Young pregnancy can be hard, mentally, physically, emotionally, and financially. Don't let anyone bully you into anything. You have legal rights which an attorney with legal aid can answer questions for you, such as, no one can make you have an abortion, or give up the baby.

Immediately, you need to take a pregnancy test. They are available at dollar stores, pharmacies, and department stores in the pharmacy department over the counter. They are usually less than $10.00 for store brands, which are usually very effective.

If you aren't pregnant, get birth control. Message me or e-mail me if you want to talk. I've got a homestudy, attorney, and want to adopt.


kikaz_dude
adoption is way better than abortion thumbs up


Sue
Rating
Good for you for considering adoption and ruling out abortion. I would recommend checking out Bethany Christian Services. They are a wonderful adoption agency and have people who can help you work through this. Adoption is the most wonderful gift a birthmother can give to a child.


Boomer Wisdom
I am not an officially Christian person, but I respect these people, and they will treat you and your child with respect:

http://www.providentliving.org/ses/birthmother/wecanhelp/0,12266,2181-1,00.html

My best to you and your child.


jehnifer
Rating
oh adoption is a fantastic option. half of my cousins are adopted because my aunt cannot have children, and i just found out most likely i can not.... so there are SO many people out there that would LOVE to care for your baby.
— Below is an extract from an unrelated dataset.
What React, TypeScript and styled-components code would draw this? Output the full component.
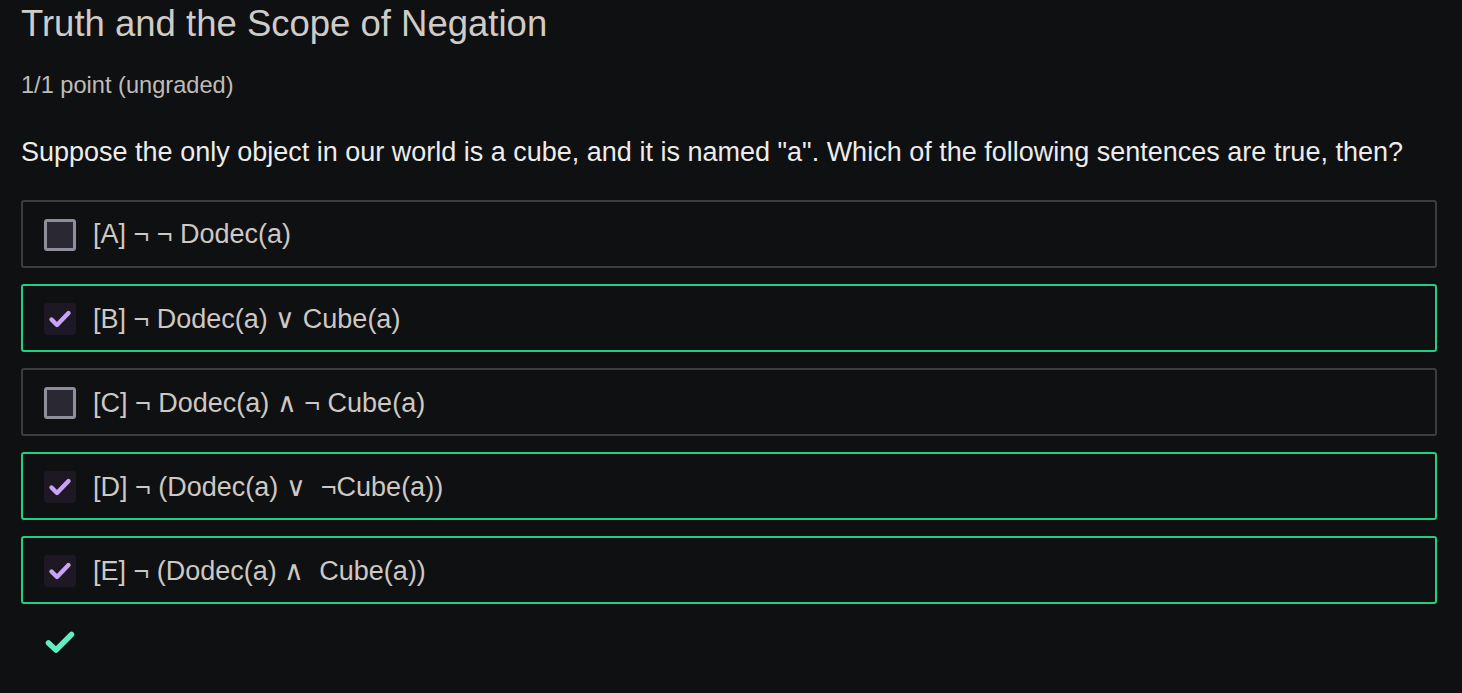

have you been to the doctor?
you may want to see if there is a plan parenthood in your area, they are really good about having information on all that if you dont have a doctor.


forever14
am willing to open my home to you and the baby and give you both a good and loving home please email me to let me know if you are interested thank you and good luck may god bless you


veronika
I have been hoping to adopt a baby for a long time. If you really find there is no other option please do look at adopting out your baby. I know there are many people dying to adopt a baby and give them a very loving and stable home. However, no matter how many posts your receive ultimately the decision is yours. Do what feels right.


looking to adopt
You have to make your own choice what ever you think is right for you.I see a lot of teens with little one's that r learning that can't take care of them self's which are struggling to take care of a baby.